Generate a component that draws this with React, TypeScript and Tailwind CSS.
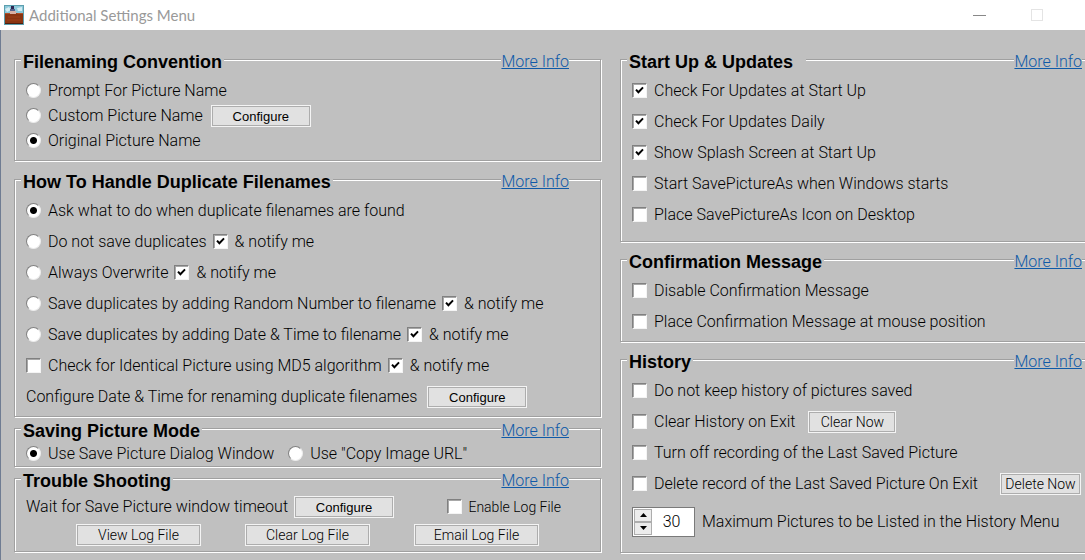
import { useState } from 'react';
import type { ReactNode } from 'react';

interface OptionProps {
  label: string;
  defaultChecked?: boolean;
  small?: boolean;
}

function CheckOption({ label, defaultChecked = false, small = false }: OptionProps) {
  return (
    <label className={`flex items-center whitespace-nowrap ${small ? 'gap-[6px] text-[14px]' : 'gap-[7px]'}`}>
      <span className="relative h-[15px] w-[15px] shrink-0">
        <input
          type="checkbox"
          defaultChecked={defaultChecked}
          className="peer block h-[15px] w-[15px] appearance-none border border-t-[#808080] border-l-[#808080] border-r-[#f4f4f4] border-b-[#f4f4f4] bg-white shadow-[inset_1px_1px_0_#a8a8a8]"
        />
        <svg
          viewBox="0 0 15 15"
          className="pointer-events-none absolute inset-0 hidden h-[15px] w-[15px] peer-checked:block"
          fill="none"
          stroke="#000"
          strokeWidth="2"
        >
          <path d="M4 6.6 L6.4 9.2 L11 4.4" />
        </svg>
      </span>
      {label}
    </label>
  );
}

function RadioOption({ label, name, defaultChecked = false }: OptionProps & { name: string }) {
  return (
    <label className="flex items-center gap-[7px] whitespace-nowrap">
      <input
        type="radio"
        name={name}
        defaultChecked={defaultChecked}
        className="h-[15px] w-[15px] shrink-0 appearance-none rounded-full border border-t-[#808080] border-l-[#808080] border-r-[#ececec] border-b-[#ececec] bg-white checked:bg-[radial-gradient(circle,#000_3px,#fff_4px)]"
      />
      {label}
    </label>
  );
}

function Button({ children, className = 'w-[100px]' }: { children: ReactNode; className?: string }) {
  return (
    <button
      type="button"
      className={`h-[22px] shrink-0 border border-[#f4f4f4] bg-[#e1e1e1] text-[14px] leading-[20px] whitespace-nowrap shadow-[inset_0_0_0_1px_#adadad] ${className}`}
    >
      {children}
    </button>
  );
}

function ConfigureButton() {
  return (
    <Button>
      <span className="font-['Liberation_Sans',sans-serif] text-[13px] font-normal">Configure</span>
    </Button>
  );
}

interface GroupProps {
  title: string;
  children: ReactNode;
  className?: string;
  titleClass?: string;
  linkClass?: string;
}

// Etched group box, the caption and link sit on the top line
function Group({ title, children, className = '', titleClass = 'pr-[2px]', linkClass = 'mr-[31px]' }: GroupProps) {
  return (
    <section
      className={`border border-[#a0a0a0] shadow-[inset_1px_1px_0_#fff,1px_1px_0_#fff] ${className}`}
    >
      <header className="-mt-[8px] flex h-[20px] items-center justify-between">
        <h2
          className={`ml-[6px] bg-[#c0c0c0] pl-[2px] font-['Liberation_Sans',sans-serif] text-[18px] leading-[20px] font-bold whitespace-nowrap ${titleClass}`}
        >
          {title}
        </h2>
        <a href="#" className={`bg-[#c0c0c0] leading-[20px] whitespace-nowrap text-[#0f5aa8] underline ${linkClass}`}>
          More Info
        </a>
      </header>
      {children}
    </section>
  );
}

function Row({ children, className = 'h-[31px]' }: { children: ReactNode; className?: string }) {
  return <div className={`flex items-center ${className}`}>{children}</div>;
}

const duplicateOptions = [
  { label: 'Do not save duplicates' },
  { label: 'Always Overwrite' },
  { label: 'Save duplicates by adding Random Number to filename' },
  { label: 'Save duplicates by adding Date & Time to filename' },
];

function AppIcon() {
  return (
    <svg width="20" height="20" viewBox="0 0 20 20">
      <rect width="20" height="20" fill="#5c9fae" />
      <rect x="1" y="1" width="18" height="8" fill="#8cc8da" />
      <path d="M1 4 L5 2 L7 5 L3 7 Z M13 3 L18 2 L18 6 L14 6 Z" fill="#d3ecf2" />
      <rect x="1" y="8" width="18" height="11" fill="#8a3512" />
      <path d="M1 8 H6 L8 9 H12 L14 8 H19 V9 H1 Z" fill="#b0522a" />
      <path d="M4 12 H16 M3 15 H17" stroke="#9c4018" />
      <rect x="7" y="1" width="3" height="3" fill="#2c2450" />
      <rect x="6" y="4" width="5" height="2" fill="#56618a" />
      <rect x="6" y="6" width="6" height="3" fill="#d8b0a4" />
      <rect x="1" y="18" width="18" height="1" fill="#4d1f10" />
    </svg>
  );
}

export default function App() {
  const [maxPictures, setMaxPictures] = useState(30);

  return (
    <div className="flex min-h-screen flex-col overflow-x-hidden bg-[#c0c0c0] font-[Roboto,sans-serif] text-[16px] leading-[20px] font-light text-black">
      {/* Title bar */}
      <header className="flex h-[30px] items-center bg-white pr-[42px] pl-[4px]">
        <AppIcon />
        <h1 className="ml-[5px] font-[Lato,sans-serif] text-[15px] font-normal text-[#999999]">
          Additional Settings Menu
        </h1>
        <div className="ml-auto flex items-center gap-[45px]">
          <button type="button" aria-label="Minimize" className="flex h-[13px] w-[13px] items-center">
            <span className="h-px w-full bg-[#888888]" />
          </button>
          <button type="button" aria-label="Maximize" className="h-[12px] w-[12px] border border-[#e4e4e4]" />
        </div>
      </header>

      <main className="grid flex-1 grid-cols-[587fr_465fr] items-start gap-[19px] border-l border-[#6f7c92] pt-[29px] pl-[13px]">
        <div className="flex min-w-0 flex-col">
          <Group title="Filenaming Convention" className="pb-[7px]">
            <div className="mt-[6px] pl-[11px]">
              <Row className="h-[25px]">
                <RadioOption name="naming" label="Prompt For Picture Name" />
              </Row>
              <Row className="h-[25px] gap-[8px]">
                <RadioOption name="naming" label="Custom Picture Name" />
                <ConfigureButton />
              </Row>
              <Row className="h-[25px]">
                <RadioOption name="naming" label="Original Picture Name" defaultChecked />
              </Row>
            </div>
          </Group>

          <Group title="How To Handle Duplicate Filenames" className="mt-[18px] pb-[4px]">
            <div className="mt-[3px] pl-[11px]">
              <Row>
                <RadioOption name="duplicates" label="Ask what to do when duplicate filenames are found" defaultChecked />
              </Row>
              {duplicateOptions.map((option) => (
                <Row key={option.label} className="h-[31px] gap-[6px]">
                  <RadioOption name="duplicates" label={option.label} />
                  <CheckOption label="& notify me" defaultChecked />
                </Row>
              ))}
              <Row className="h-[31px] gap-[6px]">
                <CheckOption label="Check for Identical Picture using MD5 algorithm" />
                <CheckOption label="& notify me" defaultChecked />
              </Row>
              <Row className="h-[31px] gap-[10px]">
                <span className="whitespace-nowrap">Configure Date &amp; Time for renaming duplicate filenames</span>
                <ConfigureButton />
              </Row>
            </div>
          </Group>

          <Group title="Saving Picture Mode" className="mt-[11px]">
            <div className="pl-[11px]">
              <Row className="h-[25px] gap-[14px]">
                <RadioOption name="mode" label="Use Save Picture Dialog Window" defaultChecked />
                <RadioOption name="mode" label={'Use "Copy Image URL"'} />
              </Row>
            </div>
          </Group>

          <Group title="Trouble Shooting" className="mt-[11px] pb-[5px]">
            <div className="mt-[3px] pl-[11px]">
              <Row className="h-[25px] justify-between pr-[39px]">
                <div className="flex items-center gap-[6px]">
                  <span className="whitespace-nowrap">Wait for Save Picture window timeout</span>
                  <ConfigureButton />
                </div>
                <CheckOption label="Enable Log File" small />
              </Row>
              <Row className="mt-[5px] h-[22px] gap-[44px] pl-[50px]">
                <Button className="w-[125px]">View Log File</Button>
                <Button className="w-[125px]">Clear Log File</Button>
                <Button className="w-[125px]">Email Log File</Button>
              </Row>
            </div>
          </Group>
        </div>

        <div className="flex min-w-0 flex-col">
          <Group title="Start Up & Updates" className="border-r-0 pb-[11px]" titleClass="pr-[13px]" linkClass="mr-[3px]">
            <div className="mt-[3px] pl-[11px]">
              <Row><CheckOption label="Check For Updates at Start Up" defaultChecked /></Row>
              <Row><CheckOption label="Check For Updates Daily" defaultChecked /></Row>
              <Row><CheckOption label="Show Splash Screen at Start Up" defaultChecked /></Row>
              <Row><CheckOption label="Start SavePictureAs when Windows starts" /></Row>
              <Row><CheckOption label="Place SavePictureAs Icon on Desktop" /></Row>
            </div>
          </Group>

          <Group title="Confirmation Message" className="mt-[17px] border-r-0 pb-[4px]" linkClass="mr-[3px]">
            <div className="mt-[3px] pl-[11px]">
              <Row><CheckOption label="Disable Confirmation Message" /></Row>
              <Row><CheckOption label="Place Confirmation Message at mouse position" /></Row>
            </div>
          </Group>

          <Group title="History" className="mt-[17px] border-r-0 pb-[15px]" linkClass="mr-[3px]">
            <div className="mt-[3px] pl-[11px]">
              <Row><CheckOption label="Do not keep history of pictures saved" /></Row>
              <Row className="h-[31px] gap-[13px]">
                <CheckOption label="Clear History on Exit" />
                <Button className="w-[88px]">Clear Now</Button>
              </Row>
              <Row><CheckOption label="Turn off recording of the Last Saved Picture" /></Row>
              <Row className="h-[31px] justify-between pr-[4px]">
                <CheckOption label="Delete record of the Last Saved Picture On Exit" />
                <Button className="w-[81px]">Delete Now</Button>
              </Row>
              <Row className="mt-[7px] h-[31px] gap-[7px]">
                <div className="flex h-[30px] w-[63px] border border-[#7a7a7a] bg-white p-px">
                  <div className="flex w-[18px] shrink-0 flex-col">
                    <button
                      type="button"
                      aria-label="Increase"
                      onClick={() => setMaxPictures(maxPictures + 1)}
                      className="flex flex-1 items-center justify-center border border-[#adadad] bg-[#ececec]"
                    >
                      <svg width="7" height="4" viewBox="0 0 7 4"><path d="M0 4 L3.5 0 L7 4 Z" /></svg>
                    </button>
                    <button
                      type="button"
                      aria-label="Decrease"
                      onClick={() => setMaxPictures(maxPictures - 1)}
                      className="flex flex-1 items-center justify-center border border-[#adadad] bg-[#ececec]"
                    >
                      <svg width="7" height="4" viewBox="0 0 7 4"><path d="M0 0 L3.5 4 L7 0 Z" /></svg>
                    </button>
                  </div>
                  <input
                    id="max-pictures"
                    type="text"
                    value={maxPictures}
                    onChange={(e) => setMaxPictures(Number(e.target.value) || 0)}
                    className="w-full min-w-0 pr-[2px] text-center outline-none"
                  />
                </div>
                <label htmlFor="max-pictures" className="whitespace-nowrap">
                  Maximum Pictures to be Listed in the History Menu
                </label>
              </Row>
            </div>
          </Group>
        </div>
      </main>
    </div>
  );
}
---
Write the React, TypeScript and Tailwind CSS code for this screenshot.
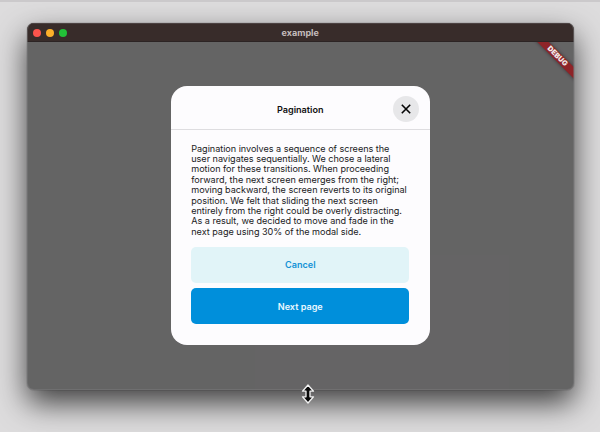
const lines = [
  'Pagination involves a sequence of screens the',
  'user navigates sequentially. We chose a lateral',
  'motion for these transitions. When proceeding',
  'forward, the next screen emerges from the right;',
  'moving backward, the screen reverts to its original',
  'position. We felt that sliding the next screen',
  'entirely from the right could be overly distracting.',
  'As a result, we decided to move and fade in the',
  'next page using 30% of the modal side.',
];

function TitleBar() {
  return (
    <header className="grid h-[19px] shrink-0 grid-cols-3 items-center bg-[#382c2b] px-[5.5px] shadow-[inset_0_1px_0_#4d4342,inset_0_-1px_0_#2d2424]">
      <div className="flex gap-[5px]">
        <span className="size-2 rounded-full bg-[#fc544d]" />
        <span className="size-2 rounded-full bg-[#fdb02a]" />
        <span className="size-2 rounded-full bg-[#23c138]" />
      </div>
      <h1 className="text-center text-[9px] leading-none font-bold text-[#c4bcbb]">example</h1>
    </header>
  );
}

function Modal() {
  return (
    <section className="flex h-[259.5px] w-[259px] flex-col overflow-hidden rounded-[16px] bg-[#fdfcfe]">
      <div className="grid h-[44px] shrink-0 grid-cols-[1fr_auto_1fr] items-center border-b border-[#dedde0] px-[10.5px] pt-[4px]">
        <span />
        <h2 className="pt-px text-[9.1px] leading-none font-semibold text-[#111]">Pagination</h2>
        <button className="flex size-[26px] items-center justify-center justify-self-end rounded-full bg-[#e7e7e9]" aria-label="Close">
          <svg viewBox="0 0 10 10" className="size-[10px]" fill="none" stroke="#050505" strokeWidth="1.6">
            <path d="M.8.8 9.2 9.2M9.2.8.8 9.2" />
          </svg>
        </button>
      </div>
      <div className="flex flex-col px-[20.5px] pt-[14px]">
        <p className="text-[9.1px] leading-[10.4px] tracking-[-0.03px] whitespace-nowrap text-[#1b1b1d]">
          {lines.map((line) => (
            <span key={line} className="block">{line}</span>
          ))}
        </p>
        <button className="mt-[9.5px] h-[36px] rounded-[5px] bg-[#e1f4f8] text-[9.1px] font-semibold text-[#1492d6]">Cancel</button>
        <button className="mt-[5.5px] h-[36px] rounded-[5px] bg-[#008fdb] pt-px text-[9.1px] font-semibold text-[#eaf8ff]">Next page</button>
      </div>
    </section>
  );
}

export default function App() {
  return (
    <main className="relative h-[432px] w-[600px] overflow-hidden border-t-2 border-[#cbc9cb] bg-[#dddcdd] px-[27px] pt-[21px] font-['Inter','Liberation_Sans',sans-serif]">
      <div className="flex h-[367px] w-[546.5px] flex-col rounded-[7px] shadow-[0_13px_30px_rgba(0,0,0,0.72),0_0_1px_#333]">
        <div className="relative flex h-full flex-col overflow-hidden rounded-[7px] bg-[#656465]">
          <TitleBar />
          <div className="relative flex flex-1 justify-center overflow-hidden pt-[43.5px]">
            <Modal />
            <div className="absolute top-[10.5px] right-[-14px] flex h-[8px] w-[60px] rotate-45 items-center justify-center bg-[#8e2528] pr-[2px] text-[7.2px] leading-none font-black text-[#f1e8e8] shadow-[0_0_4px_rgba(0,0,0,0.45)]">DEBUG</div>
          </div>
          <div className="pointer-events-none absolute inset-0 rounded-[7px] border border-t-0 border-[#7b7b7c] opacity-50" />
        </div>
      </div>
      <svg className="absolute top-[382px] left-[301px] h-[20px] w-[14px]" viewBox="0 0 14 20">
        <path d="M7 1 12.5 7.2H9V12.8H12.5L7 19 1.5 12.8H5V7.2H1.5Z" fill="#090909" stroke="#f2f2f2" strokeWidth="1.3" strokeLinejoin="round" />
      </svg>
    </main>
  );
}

EXERCISE INSTRUCTIONS →
Identify every line above that includes the word "Tailwind", and show those lines.

SOLVED EXERCISE →
Generate a component that draws this with React, TypeScript and Tailwind CSS.
Write the React, TypeScript and Tailwind CSS code for this screenshot.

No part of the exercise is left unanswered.